While volume was lighter, Ardagh’s 5¼% senior mirror notes due 2027 were putting in a strong performance in the secondary space.

The 5¼% notes were changing hands in the 98½ to 99 context in the late afternoon with about $38 million in reported volume, a source said.

Ardagh priced an upsized $1 billion issue of the 5¼% notes at 96.25 in a Tuesday drive-by.

Pricing came at the rich end of talk for a reoffer price in the 96 area.

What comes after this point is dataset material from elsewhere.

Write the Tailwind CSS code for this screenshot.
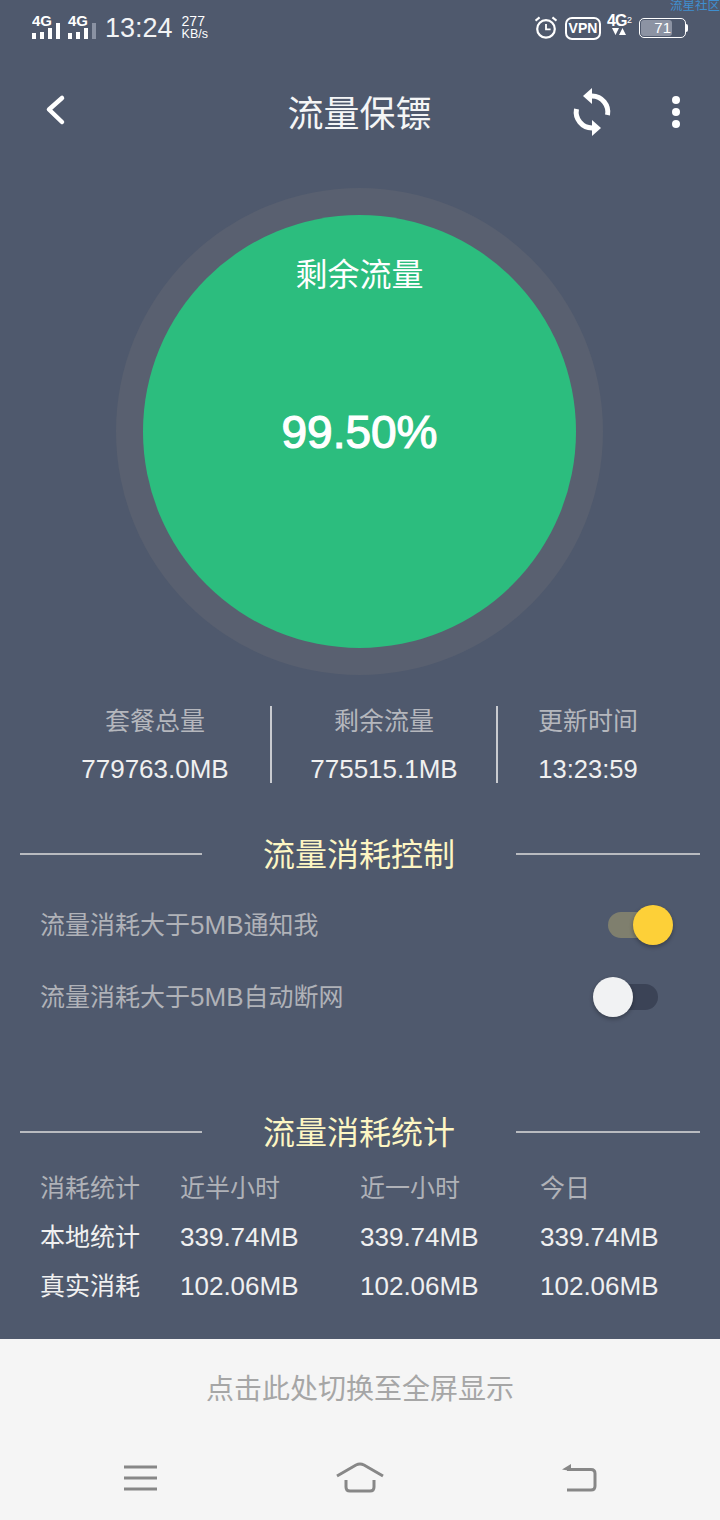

The deal size was increased from $600 million.

While the notes are non-fungible to the 5¼% senior notes due 2027 Ardagh initially priced in April, the mirror notes are essentially an add-on, a source said.

They share the same structure and covenants of the initial 5¼% notes.

The glass and metal packaging solutions company priced a $500 million issue of the 5¼% notes at par on April 3 and returned to the market on April 7 with a $200 million add-on that also priced at par.

The initial 5¼% notes have performed well in the aftermarket and were changing hands on a 104-handle on Wednesday.

$1.66 billion Tuesday inflows

The dedicated high-yield bond funds had a huge $1.66 billion of net daily inflows on Tuesday, the most recent session for which data was available at press time, according to a market source.

High-yield ETFs saw $1.26 billion of inflows on the day.

Actively managed high-yield funds had $395 million of inflows on Tuesday, the source said.

With only Wednesday's daily fund flow numbers remaining to go into the tally the combined funds are tracking a whopping $5.7 billion of net inflows for the week to Wednesday's close, according to the market source.

Indexes gain

Indexes continued to gain on Wednesday.

The KDP High Yield Daily index was up 54 basis points to close Wednesday at 64.65 with the yield now 6.86%.

The index was up 45 bps on Tuesday.

The ICE BofAML US High Yield index gained another 36.8 bps with the year-to-date return now negative 6.055%.

The index jumped 97.8 bps on Tuesday.

The CDX High Yield 30 index gained 84 bps to close Wednesday at 97.49. The index jumped 171 bps on Tuesday.